Class of 2017: Mason Will Soon Trade Lawn Residence for Life in Morocco

Jahvonta Mason headshot

Jahvonta Mason is graduating with a B.A. in public policy and a minor in Middle Eastern studies. (Photo by Dan Addison, University Communications)

Jahvonta Mason has had a busy four years at the University of Virginia. He has a record of leadership in multiple student organizations, but what Mason prides himself on most is that his many involvements have left him “rich in friends from across the University.”

The St. Louis native and Lawn resident has chaired the Black Male Initiative, served as student member of UVA’s Bicentennial Commission, led diversity initiatives as a member of student council and worked as president of his fraternity, Phi Kappa Psi – just to name a few.

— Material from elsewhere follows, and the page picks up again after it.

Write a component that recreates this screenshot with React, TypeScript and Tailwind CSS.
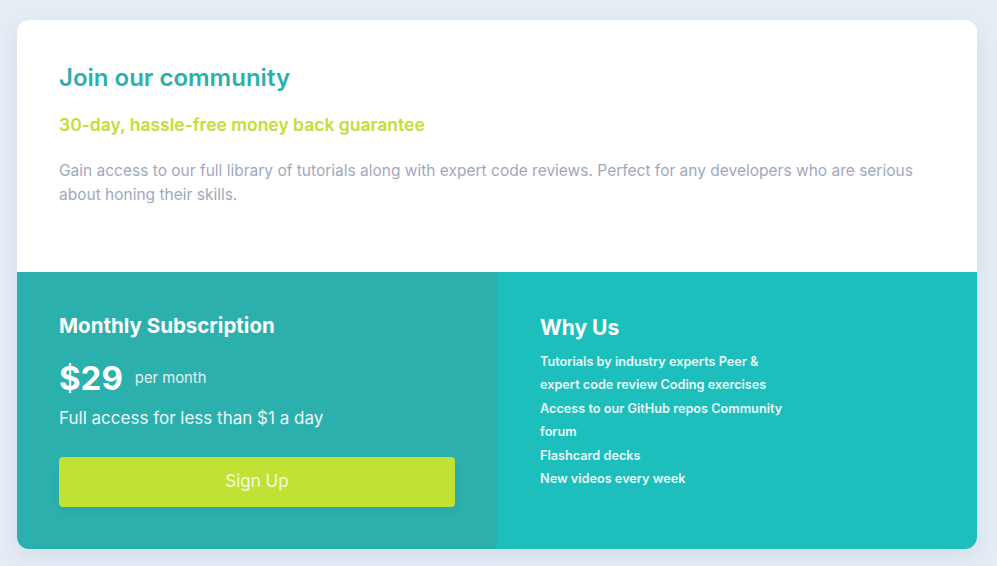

After he graduates with a B.A. in public policy from the Frank Batten School of Leadership and Public Policy and completes his minor in Middle Eastern studies, Mason will be taking his leadership skills across the Atlantic to Morocco. He recently spoke with UVA Today about his plans for the future and the experiences that helped shape his time on Grounds.

Class of 2017 profiles

Q. What first drew you to the Batten School?

A. I’ve always been interested in politics and the role that political leaders play in determining the destinies of citizens. What I liked about the Batten School was that it had an undergraduate policy program with opportunities to focus on the real-life applications of the policy you study. As a part of the public policy program, we take economics classes, social psychology classes and politics classes and you learn a lot of hard skills that are immediately applicable to the job world. It extends a lot further beyond theory and into actual policy itself.

Q. Are you thinking of a career in politics after graduation?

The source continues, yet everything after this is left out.